* Input material:
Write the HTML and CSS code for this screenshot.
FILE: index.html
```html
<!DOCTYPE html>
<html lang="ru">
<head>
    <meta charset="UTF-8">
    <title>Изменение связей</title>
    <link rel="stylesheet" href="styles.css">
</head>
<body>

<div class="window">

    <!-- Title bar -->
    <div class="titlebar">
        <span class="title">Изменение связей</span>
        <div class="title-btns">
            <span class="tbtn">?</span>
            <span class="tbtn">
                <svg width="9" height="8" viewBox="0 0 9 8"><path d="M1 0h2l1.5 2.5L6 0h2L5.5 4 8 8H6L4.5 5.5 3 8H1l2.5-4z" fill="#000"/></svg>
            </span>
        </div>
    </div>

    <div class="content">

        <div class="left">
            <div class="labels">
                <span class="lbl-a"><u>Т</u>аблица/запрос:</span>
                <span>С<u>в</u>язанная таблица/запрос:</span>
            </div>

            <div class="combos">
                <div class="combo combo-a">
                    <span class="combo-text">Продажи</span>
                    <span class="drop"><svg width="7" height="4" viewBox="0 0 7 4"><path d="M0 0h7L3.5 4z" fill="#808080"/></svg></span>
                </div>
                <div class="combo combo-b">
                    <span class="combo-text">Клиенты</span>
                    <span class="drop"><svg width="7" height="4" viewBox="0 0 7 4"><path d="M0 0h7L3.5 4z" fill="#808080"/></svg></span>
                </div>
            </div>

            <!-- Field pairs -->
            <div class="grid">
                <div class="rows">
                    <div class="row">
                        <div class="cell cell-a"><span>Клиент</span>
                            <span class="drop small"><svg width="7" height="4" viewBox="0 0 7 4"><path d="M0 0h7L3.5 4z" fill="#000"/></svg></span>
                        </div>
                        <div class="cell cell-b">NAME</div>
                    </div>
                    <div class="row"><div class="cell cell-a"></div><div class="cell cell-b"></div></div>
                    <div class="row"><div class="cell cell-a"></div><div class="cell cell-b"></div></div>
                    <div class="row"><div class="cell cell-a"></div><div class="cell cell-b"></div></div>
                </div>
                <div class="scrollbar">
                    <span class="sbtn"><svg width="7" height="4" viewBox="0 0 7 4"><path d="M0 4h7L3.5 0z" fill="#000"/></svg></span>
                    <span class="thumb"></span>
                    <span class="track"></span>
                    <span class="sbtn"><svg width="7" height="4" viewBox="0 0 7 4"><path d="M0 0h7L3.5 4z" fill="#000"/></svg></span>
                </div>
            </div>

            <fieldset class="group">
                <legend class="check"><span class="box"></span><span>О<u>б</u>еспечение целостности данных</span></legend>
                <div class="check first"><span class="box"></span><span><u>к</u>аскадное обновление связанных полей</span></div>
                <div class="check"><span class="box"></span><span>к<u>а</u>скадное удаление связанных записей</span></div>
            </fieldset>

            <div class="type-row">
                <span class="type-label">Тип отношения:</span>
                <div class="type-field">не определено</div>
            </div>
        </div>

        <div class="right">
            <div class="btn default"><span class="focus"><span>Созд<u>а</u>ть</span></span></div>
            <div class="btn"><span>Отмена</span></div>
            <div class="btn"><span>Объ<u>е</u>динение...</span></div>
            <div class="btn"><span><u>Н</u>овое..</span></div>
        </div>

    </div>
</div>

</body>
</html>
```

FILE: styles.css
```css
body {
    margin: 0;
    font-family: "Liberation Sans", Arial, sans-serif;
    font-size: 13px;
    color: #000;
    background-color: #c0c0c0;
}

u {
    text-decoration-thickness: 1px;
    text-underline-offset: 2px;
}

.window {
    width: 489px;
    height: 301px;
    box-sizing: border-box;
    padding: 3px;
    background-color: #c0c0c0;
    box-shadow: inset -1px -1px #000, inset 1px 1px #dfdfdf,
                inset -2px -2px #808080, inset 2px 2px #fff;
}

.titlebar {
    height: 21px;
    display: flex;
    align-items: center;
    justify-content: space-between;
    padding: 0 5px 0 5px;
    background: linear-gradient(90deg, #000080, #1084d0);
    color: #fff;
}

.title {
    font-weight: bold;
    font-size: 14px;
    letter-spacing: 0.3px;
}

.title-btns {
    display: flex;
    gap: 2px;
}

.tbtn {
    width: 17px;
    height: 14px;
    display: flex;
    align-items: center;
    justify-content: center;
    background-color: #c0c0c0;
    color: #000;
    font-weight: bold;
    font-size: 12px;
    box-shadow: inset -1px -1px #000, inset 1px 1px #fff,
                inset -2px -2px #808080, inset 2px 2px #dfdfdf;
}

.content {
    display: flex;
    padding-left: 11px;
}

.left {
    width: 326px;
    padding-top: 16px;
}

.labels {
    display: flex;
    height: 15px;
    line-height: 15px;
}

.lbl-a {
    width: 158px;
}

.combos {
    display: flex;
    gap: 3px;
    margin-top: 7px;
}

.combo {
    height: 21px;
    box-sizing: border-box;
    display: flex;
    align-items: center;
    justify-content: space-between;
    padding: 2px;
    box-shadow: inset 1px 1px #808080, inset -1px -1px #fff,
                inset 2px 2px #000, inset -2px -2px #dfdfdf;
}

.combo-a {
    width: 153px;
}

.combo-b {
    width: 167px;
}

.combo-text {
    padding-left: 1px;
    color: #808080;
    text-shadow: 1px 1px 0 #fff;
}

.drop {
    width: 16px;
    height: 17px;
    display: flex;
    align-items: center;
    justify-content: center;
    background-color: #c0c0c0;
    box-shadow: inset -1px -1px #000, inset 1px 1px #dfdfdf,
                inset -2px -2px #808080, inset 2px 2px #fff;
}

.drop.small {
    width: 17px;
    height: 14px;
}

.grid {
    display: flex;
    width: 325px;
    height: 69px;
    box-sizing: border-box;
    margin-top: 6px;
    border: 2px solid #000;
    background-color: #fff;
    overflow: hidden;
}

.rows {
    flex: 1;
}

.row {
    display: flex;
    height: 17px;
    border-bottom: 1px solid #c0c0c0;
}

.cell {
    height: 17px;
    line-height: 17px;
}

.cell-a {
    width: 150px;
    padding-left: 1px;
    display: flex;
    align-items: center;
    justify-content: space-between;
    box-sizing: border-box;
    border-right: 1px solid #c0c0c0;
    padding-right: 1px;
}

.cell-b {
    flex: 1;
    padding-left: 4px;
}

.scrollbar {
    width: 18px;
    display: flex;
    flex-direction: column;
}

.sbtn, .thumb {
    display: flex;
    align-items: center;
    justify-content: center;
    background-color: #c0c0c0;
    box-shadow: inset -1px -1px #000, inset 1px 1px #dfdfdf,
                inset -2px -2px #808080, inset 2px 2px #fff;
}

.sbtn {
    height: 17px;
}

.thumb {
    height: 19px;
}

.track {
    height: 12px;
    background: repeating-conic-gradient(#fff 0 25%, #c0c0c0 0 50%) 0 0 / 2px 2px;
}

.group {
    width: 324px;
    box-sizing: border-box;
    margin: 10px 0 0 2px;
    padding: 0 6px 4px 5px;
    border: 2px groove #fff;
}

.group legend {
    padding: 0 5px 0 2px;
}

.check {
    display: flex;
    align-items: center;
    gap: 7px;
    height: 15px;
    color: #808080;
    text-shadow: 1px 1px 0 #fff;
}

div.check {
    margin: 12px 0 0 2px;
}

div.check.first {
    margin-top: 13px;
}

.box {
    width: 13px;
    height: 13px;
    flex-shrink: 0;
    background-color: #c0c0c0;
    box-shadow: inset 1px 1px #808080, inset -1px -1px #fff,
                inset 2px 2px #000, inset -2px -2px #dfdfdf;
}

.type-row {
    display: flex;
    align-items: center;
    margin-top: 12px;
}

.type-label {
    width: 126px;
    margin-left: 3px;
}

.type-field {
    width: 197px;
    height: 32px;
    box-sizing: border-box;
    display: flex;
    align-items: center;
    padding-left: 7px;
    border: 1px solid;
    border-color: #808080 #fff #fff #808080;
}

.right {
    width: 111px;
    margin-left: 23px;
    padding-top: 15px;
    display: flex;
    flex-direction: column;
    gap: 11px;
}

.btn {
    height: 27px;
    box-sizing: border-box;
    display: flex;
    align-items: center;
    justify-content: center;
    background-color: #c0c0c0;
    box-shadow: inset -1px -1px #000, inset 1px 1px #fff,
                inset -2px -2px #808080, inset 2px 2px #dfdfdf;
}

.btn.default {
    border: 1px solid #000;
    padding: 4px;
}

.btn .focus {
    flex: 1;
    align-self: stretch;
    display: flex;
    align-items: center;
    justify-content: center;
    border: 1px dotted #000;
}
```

==

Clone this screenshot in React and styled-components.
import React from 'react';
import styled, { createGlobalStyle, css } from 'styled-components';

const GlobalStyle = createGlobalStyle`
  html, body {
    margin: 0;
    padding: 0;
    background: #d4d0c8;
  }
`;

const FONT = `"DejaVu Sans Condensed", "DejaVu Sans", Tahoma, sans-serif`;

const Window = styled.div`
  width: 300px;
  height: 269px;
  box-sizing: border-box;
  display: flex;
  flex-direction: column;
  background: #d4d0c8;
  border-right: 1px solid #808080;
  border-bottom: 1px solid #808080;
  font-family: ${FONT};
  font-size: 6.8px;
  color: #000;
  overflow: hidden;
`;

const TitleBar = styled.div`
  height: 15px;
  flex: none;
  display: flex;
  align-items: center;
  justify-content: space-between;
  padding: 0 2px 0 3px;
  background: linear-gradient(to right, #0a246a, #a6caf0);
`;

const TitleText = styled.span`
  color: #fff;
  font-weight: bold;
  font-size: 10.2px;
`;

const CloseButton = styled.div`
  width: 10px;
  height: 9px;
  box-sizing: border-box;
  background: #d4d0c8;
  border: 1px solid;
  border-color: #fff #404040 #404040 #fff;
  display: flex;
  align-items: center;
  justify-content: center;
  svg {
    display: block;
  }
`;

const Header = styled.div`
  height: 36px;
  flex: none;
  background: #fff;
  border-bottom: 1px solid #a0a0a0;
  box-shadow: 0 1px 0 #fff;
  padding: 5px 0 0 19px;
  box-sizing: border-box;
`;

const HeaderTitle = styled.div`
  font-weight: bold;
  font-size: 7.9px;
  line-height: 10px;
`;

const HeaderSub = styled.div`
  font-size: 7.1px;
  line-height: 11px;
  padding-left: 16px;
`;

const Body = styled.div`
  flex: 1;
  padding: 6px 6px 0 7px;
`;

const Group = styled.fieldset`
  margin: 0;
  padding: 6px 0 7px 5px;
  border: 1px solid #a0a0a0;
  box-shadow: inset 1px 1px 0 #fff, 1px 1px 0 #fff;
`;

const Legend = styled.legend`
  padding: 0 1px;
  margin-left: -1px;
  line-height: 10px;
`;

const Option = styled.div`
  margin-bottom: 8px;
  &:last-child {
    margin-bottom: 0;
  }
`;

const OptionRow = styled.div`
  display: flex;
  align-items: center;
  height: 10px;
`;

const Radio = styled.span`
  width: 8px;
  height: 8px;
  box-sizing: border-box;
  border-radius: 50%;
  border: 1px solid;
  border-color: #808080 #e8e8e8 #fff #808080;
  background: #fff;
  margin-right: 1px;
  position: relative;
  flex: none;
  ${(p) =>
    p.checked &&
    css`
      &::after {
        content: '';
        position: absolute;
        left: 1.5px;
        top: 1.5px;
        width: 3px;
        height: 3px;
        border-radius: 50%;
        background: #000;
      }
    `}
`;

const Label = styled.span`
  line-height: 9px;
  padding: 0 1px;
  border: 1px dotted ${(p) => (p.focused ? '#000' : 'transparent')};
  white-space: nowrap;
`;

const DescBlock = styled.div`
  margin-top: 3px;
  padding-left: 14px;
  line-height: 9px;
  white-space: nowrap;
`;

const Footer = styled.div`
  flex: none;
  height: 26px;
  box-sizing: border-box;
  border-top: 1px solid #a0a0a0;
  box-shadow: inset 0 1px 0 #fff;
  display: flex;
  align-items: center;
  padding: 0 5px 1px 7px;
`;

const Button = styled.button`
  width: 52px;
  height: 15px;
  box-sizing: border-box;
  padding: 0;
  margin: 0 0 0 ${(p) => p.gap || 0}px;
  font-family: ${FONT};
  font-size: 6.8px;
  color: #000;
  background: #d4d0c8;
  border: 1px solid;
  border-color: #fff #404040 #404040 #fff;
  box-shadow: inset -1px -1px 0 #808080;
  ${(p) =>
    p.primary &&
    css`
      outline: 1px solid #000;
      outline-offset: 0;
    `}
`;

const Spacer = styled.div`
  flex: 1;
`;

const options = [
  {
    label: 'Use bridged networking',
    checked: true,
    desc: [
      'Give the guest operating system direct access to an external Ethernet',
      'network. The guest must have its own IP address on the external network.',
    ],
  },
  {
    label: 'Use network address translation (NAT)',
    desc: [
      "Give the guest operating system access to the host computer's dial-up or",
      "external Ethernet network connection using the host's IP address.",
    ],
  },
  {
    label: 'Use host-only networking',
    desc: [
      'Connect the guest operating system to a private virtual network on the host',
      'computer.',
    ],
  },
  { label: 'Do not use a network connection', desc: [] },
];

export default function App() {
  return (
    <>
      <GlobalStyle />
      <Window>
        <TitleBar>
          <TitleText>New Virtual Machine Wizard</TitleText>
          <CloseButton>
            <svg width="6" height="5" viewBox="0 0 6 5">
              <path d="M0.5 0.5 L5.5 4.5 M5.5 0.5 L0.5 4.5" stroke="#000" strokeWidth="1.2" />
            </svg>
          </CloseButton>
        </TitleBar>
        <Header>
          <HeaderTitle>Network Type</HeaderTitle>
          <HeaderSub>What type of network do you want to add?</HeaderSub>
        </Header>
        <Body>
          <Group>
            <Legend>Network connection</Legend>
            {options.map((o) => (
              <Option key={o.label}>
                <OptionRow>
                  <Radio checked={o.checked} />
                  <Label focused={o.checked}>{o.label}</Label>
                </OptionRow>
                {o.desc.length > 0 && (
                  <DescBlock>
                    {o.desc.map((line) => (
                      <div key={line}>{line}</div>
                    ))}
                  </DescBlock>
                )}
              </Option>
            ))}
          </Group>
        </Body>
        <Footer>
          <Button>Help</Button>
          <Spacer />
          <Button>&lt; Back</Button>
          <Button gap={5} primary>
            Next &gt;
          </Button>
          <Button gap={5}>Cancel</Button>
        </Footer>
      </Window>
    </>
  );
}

* Exercise aim:
Select every line where the word "screenshot" occurs.

* Answer to this problem:
Write the HTML and CSS code for this screenshot.
Clone this screenshot in React and styled-components.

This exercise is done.